▶ **WHAT IS ASKED**: Carry none of the pictures over; set down the material below exactly.
==== GIVEN INFORMATION ====
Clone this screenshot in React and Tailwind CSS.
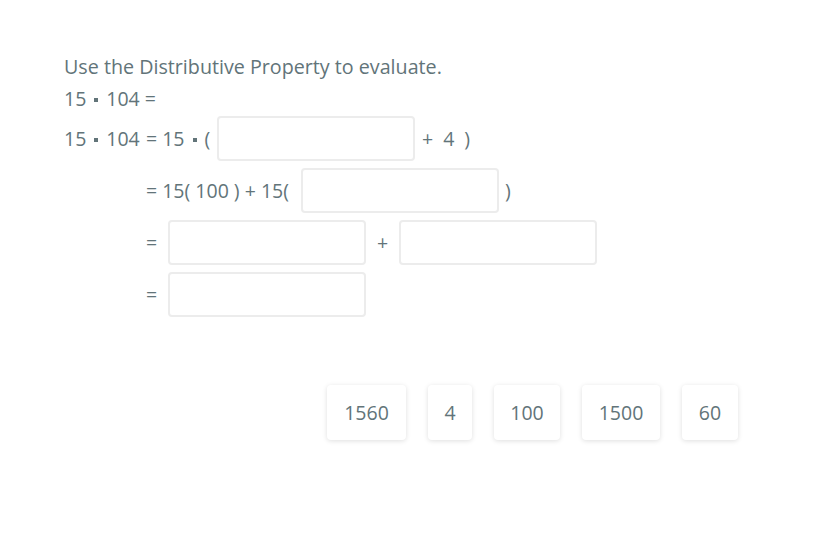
import React from 'react';

const Dot = () => (
  <span className="inline-block w-[4px] h-[4px] bg-[#627479] mx-[8px] relative top-[1px]"></span>
);

const Blank = ({ w = 'w-[198px]' }) => (
  <div className={`${w} h-[45px] border-2 border-[#ececec] rounded-[4px] bg-white shrink-0`}></div>
);

const tiles = [
  { v: '1560', w: 'w-[79px]' },
  { v: '4', w: 'w-[44px]' },
  { v: '100', w: 'w-[66px]' },
  { v: '1500', w: 'w-[78px]' },
  { v: '60', w: 'w-[56px]' },
];

export default function App() {
  return (
    <div className="min-h-[556px] bg-white text-[#627479] font-['Open_Sans','Noto_Sans',sans-serif] pl-[64px] pt-[53px]">
      <p className="text-[19.7px] leading-[28px]">Use the Distributive Property to evaluate.</p>
      <p className="text-[19.5px] leading-[26px] mt-[5px] flex items-center">
        15<Dot />104 =
      </p>

      <div className="mt-[4px] flex flex-col gap-[7px] text-[19.5px]">
        <div className="flex items-center h-[45px]">
          <span className="w-[82px] flex items-center">15<Dot />104</span>
          <span className="w-[71px] flex items-center">= 15<Dot />(</span>
          <Blank />
          <span className="ml-[7px] flex gap-[10px]">
            <span>+</span>
            <span>4</span>
            <span>)</span>
          </span>
        </div>

        <div className="flex items-center h-[45px] pl-[82px]">
          <span className="w-[155px] whitespace-pre">= 15( 100 ) + 15( </span>
          <Blank />
          <span className="ml-[6px]">)</span>
        </div>

        <div className="flex items-center h-[45px] pl-[82px]">
          <span className="w-[22px]">=</span>
          <Blank />
          <span className="w-[33px] text-center">+</span>
          <Blank />
        </div>

        <div className="flex items-center h-[45px] pl-[82px]">
          <span className="w-[22px]">=</span>
          <Blank />
        </div>
      </div>

      <div className="flex gap-[22px] ml-[263px] mt-[68px]">
        {tiles.map((t) => (
          <div
            key={t.v}
            className={`${t.w} h-[55px] flex items-center justify-center bg-white rounded-[4px] text-[19.5px] shadow-[0_1px_5px_rgba(0,0,0,0.13)]`}
          >
            {t.v}
          </div>
        ))}
      </div>
    </div>
  );
}
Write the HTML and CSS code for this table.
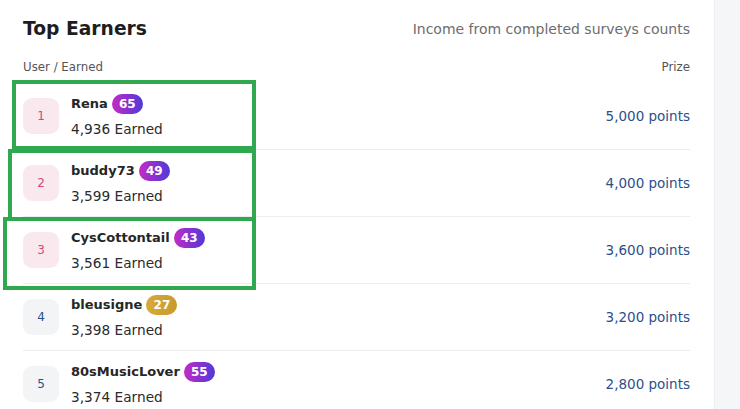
FILE: index.html
```html
<!DOCTYPE html>
<html lang="en">
<head>
<meta charset="utf-8">
<title>Top Earners</title>
<link rel="stylesheet" href="styles.css">
</head>
<body>
<div class="page">
  <section class="panel">
    <header class="head">
      <h1 class="title">Top Earners</h1>
      <p class="subtitle">Income from completed surveys counts</p>
    </header>
    <div class="cols">
      <span>User / Earned</span>
      <span>Prize</span>
    </div>
    <ul class="list">
      <li class="row">
        <div class="rank top">1</div>
        <div class="info">
          <div class="name">Rena <span class="badge purple">65</span></div>
          <div class="earned">4,936 Earned</div>
        </div>
        <div class="prize">5,000 points</div>
      </li>
      <li class="row">
        <div class="rank top">2</div>
        <div class="info">
          <div class="name">buddy73 <span class="badge purple">49</span></div>
          <div class="earned">3,599 Earned</div>
        </div>
        <div class="prize">4,000 points</div>
      </li>
      <li class="row">
        <div class="rank top">3</div>
        <div class="info">
          <div class="name">CysCottontail <span class="badge purple">43</span></div>
          <div class="earned">3,561 Earned</div>
        </div>
        <div class="prize">3,600 points</div>
      </li>
      <li class="row">
        <div class="rank">4</div>
        <div class="info">
          <div class="name">bleusigne <span class="badge gold">27</span></div>
          <div class="earned">3,398 Earned</div>
        </div>
        <div class="prize">3,200 points</div>
      </li>
      <li class="row">
        <div class="rank">5</div>
        <div class="info">
          <div class="name">80sMusicLover <span class="badge purple">55</span></div>
          <div class="earned">3,374 Earned</div>
        </div>
        <div class="prize">2,800 points</div>
      </li>
    </ul>
  </section>
  <aside class="side"></aside>
  <div class="mark mark1"></div>
  <div class="mark mark2"></div>
  <div class="mark mark3"></div>
</div>
</body>
</html>
```
FILE: styles.css
```css
* { box-sizing: border-box; }
html, body { margin: 0; padding: 0; }
body {
  font-family: "DejaVu Sans", "Open Sans", sans-serif;
  background: #f5f6f8;
  color: #222;
}
.page {
  position: relative;
  display: flex;
  width: 740px;
  height: 409px;
  overflow: hidden;
}
.panel {
  width: 715px;
  background: #fff;
  padding: 16px 24px 0 23px;
  border-right: 1px solid #eceef1;
}
.side { flex: 1; background: #f5f6f8; }
.head {
  display: flex;
  justify-content: space-between;
  align-items: center;
  height: 26px;
}
.title {
  margin: 0;
  font-size: 18.7px;
  font-weight: 700;
  color: #1d1d1f;
  line-height: 26px;
}
.subtitle {
  margin: 0;
  font-size: 14px;
  color: #6d6d6d;
  line-height: 26px;
}
.cols {
  display: flex;
  justify-content: space-between;
  margin-top: 17px;
  font-size: 11.8px;
  line-height: 16px;
  color: #555;
}
.list {
  list-style: none;
  margin: 8px 0 0;
  padding: 0;
}
.row {
  display: flex;
  align-items: center;
  height: 67px;
  border-bottom: 1px solid #ededed;
}
.rank {
  width: 36px;
  height: 36px;
  border-radius: 9px;
  background: #f3f4f6;
  color: #2c4f8a;
  display: flex;
  align-items: center;
  justify-content: center;
  font-size: 12px;
  margin-right: 12px;
}
.rank.top { background: #f9e9ee; color: #d44a73; }
.info { flex: 1; }
.name {
  display: flex;
  align-items: center;
  gap: 4px;
  height: 20px;
  font-size: 13px;
  font-weight: 700;
  color: #262626;
}
.badge {
  display: inline-flex;
  align-items: center;
  justify-content: center;
  height: 20px;
  min-width: 31px;
  padding: 0 6px;
  border-radius: 10px;
  color: #fff;
  font-size: 12px;
  font-weight: 700;
}
.badge.purple { background: linear-gradient(90deg, #c42ac6, #4e3ad9); }
.badge.gold { background: linear-gradient(90deg, #d7a93a, #c99a2e); }
.earned {
  margin-top: 5px;
  font-size: 13.7px;
  line-height: 20px;
  color: #2b2b2b;
}
.prize {
  font-size: 13.5px;
  color: #2c4f8a;
}
.mark {
  position: absolute;
  border: 4px solid #2fa84f;
  pointer-events: none;
}
.mark1 { left: 12px; top: 80px; width: 244px; height: 70px; }
.mark2 { left: 8px; top: 149px; width: 248px; height: 72px; }
.mark3 { left: 3px; top: 217px; width: 253px; height: 73px; }
```
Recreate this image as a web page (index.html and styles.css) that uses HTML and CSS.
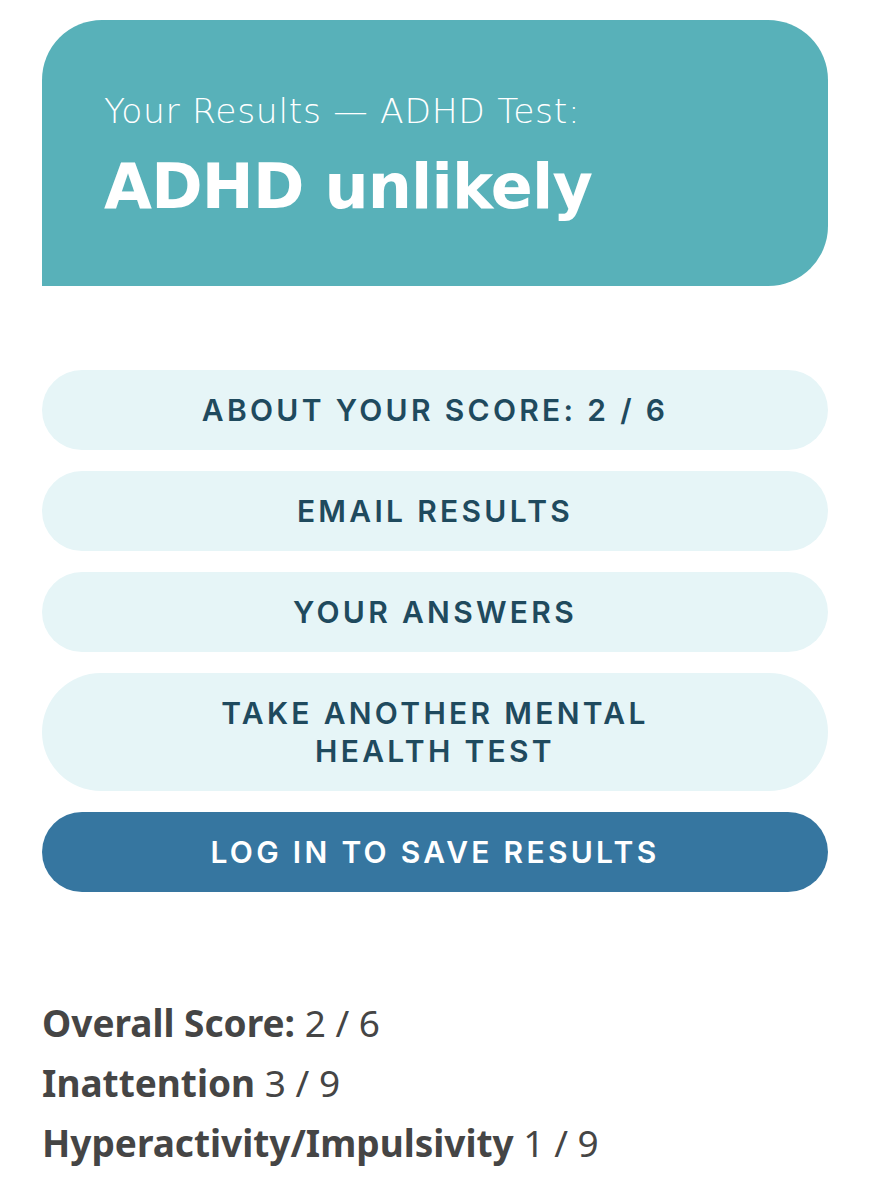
====
▶ **EXERCISE ANSWER**:
Clone this screenshot in React and Tailwind CSS.
import React from 'react';

const Dot = () => (
  <span className="inline-block w-[4px] h-[4px] bg-[#627479] mx-[8px] relative top-[1px]"></span>
);

const Blank = ({ w = 'w-[198px]' }) => (
  <div className={`${w} h-[45px] border-2 border-[#ececec] rounded-[4px] bg-white shrink-0`}></div>
);

const tiles = [
  { v: '1560', w: 'w-[79px]' },
  { v: '4', w: 'w-[44px]' },
  { v: '100', w: 'w-[66px]' },
  { v: '1500', w: 'w-[78px]' },
  { v: '60', w: 'w-[56px]' },
];

export default function App() {
  return (
    <div className="min-h-[556px] bg-white text-[#627479] font-['Open_Sans','Noto_Sans',sans-serif] pl-[64px] pt-[53px]">
      <p className="text-[19.7px] leading-[28px]">Use the Distributive Property to evaluate.</p>
      <p className="text-[19.5px] leading-[26px] mt-[5px] flex items-center">
        15<Dot />104 =
      </p>

      <div className="mt-[4px] flex flex-col gap-[7px] text-[19.5px]">
        <div className="flex items-center h-[45px]">
          <span className="w-[82px] flex items-center">15<Dot />104</span>
          <span className="w-[71px] flex items-center">= 15<Dot />(</span>
          <Blank />
          <span className="ml-[7px] flex gap-[10px]">
            <span>+</span>
            <span>4</span>
            <span>)</span>
          </span>
        </div>

        <div className="flex items-center h-[45px] pl-[82px]">
          <span className="w-[155px] whitespace-pre">= 15( 100 ) + 15( </span>
          <Blank />
          <span className="ml-[6px]">)</span>
        </div>

        <div className="flex items-center h-[45px] pl-[82px]">
          <span className="w-[22px]">=</span>
          <Blank />
          <span className="w-[33px] text-center">+</span>
          <Blank />
        </div>

        <div className="flex items-center h-[45px] pl-[82px]">
          <span className="w-[22px]">=</span>
          <Blank />
        </div>
      </div>

      <div className="flex gap-[22px] ml-[263px] mt-[68px]">
        {tiles.map((t) => (
          <div
            key={t.v}
            className={`${t.w} h-[55px] flex items-center justify-center bg-white rounded-[4px] text-[19.5px] shadow-[0_1px_5px_rgba(0,0,0,0.13)]`}
          >
            {t.v}
          </div>
        ))}
      </div>
    </div>
  );
}
Write the HTML and CSS code for this table.
FILE: index.html
```html
<!DOCTYPE html>
<html lang="en">
<head>
<meta charset="utf-8">
<title>Top Earners</title>
<link rel="stylesheet" href="styles.css">
</head>
<body>
<div class="page">
  <section class="panel">
    <header class="head">
      <h1 class="title">Top Earners</h1>
      <p class="subtitle">Income from completed surveys counts</p>
    </header>
    <div class="cols">
      <span>User / Earned</span>
      <span>Prize</span>
    </div>
    <ul class="list">
      <li class="row">
        <div class="rank top">1</div>
        <div class="info">
          <div class="name">Rena <span class="badge purple">65</span></div>
          <div class="earned">4,936 Earned</div>
        </div>
        <div class="prize">5,000 points</div>
      </li>
      <li class="row">
        <div class="rank top">2</div>
        <div class="info">
          <div class="name">buddy73 <span class="badge purple">49</span></div>
          <div class="earned">3,599 Earned</div>
        </div>
        <div class="prize">4,000 points</div>
      </li>
      <li class="row">
        <div class="rank top">3</div>
        <div class="info">
          <div class="name">CysCottontail <span class="badge purple">43</span></div>
          <div class="earned">3,561 Earned</div>
        </div>
        <div class="prize">3,600 points</div>
      </li>
      <li class="row">
        <div class="rank">4</div>
        <div class="info">
          <div class="name">bleusigne <span class="badge gold">27</span></div>
          <div class="earned">3,398 Earned</div>
        </div>
        <div class="prize">3,200 points</div>
      </li>
      <li class="row">
        <div class="rank">5</div>
        <div class="info">
          <div class="name">80sMusicLover <span class="badge purple">55</span></div>
          <div class="earned">3,374 Earned</div>
        </div>
        <div class="prize">2,800 points</div>
      </li>
    </ul>
  </section>
  <aside class="side"></aside>
  <div class="mark mark1"></div>
  <div class="mark mark2"></div>
  <div class="mark mark3"></div>
</div>
</body>
</html>
```
FILE: styles.css
```css
* { box-sizing: border-box; }
html, body { margin: 0; padding: 0; }
body {
  font-family: "DejaVu Sans", "Open Sans", sans-serif;
  background: #f5f6f8;
  color: #222;
}
.page {
  position: relative;
  display: flex;
  width: 740px;
  height: 409px;
  overflow: hidden;
}
.panel {
  width: 715px;
  background: #fff;
  padding: 16px 24px 0 23px;
  border-right: 1px solid #eceef1;
}
.side { flex: 1; background: #f5f6f8; }
.head {
  display: flex;
  justify-content: space-between;
  align-items: center;
  height: 26px;
}
.title {
  margin: 0;
  font-size: 18.7px;
  font-weight: 700;
  color: #1d1d1f;
  line-height: 26px;
}
.subtitle {
  margin: 0;
  font-size: 14px;
  color: #6d6d6d;
  line-height: 26px;
}
.cols {
  display: flex;
  justify-content: space-between;
  margin-top: 17px;
  font-size: 11.8px;
  line-height: 16px;
  color: #555;
}
.list {
  list-style: none;
  margin: 8px 0 0;
  padding: 0;
}
.row {
  display: flex;
  align-items: center;
  height: 67px;
  border-bottom: 1px solid #ededed;
}
.rank {
  width: 36px;
  height: 36px;
  border-radius: 9px;
  background: #f3f4f6;
  color: #2c4f8a;
  display: flex;
  align-items: center;
  justify-content: center;
  font-size: 12px;
  margin-right: 12px;
}
.rank.top { background: #f9e9ee; color: #d44a73; }
.info { flex: 1; }
.name {
  display: flex;
  align-items: center;
  gap: 4px;
  height: 20px;
  font-size: 13px;
  font-weight: 700;
  color: #262626;
}
.badge {
  display: inline-flex;
  align-items: center;
  justify-content: center;
  height: 20px;
  min-width: 31px;
  padding: 0 6px;
  border-radius: 10px;
  color: #fff;
  font-size: 12px;
  font-weight: 700;
}
.badge.purple { background: linear-gradient(90deg, #c42ac6, #4e3ad9); }
.badge.gold { background: linear-gradient(90deg, #d7a93a, #c99a2e); }
.earned {
  margin-top: 5px;
  font-size: 13.7px;
  line-height: 20px;
  color: #2b2b2b;
}
.prize {
  font-size: 13.5px;
  color: #2c4f8a;
}
.mark {
  position: absolute;
  border: 4px solid #2fa84f;
  pointer-events: none;
}
.mark1 { left: 12px; top: 80px; width: 244px; height: 70px; }
.mark2 { left: 8px; top: 149px; width: 248px; height: 72px; }
.mark3 { left: 3px; top: 217px; width: 253px; height: 73px; }
```
Recreate this image as a web page (index.html and styles.css) that uses HTML and CSS.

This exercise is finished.